Acquiring some of the equipment might prove challenging to modern cooks.

“A molasses-candy or taffy pull without a hook may be good fun, but it is hard on the candy as well as on the hands. A blacksmith can easily make the hook of round iron, about a half-inch in diameter and eighteen or twenty inches long. The rod should be bent until it forms roughly a letter J, with the tip about seven inches from the horizontal line. The top--the upper part of the horizontal line of the J--should be pounded flat, and two holes bored for screws. Be sure to attach the hook to the wall firmly, and about level with the shoulders. Hooks may be purchased for about fifty cents apiece, but those made by the blacksmith will do as well. Even with the hook, it is well to wear canvas gloves, so that the mass can be handled hotter, and in a more hygienic fashion than with bare hands. Canvas gloves are easily laundered--something which cannot be said of the expensive buckskin gloves recommended for this purpose.”


Time for some actual recipes!

"As the foundation for one sort of decorative confectionery, potato paste must be made. Steam or boil Irish potatoes, drain them, and force them through a fine sieve,--the finer the better. With one-half cupful of Irish potato, so prepared, mix one tablespoonful of corn starch. Gradually and carefully work in enough confectioner's sugar so that the mixture can be rolled. The "fine sieve," be it noted, plays a conspicuous and important part in the making of candy from vegetables. Moreover, it should be borne in mind that no vegetable particle will either soften in or cook up into syrup. While cooking, the vegetable particles are just as individual as though they were in separate vessels; consequently they must be kept circulating as uniformly as is possible through the syrup in order to prevent the accumulation of masses of vegetable matter of sufficient bulk and weight to sink to the bottom of the sauce pan and cause the mixture to burn. Moreover, should the mixture escape burning, it would develop gluey spots that would make the finished product lacking in the smoothness that is the ideal of the candy-cook. Flavor and color this paste to suit, place it on a surface well dusted with confectioner's sugar and roll it to the desired thinness. Cut it in shapes to suit. Cooky cutters or any other tin cutters may be used. More often, however, the amateur confectioner will prefer her own design.”

“Potato Caramel No. 1.
Stir well one pound of sugar, one cupful of milk, one cupful of Irish potato--boiled and sifted as directed before--two tablespoonfuls of butter and one-half teaspoonful of salt. Boil until thick, and thin with one-half cupful of milk, and again cook until thick; again thin with one-half cupful of milk and cook until the mass is of caramel consistency, tested in cold water. Stir as little as possible, but be careful that the mass does not stick to the bottom of the kettle. Pour on a well oiled marble between candy bars. Dry two days, cut in strips and dry again before finally cutting in squares. Place them in a cold place for several hours and then wrap them in parchment paper. They keep well. This is the kind of potato caramel that is especially good for chocolate coating, although all of the potato caramels can be chocolate coated. Make the caramels as above and allow them to dry in the open air for several hours and then cover with chocolate. The process is fully as laborious as it sounds, but the results are more than worth the trouble. The repeated cookings give the characteristic caramel taste and color.”

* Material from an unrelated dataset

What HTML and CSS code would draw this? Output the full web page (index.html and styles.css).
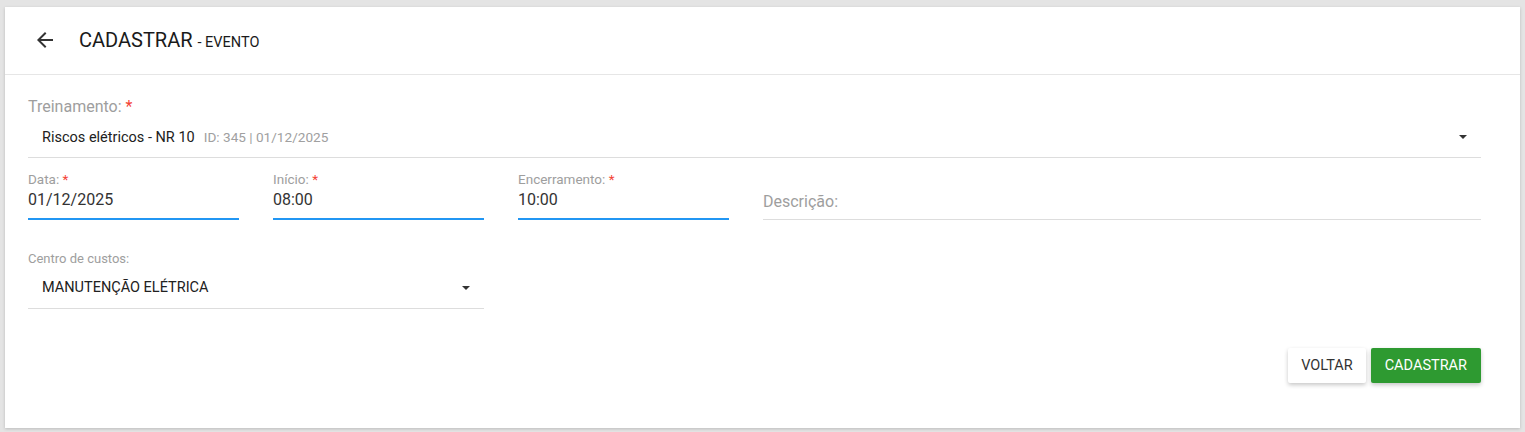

“=Carrot Rings.=--To make them, peel medium sized carrots and let them stand several hours in cold water. Cut cross-wise into slices about one-quarter of an inch thick and with a small round cutter or sharp knife remove the center pith. Drop the rings into boiling water and cook until tender. After they have thoroughly drained, drop them into a syrup made by boiling one part of water and three parts of sugar to two hundred and twenty degrees. Boil until the rings become translucent--probably about ten minutes. Dry on a wire rack, taking care that the rings do not touch. The next day, heat the syrup to two hundred and twenty-five degrees and again dip the rings and dry as before. If desired, when they are dry, fill the centers with bon-bon cream or marzipan. When this center has become firm, dip the candy into a syrup cooked to two hundred and twenty-eight degrees. Even if the centers are not filled, it is well to make this third dipping; the thermometer should, however, register two hundred and thirty degrees instead of merely two hundred and twenty-eight.”

“=Bean Taffy.=--Bean taffy easily takes first rank among all taffies--vegetable or otherwise. The taste is good beyond words, and the consistency is pleasingly "chewy" without being tenacious to the point of teeth pulling! Lima beans are the best to use as the basis because the skins can easily be removed, but ordinary dried beans may be substituted if care is taken. Cover the beans with cold water, let them stand over night, and the next morning boil them until soft, and force through a fine sieve to remove all the skins. Boil together two cupsful of granulated sugar, one-half cupful of water, a tablespoonful of butter, and one-half cupful of the beans, prepared as above. After the mixture has boiled thoroughly, add one cupful of milk. Add the cupful of milk, one-third at a time. Stir the mixture and let it boil a few minutes after each addition of milk. When the thermometer registers two hundred and forty-two degrees, pour the mass onto an oiled marble between oiled candy bars so that it will set about one-quarter inch thick. As with ordinary taffy, cut into pieces
of the desired size.”

Okay, definitely the trick not the treat.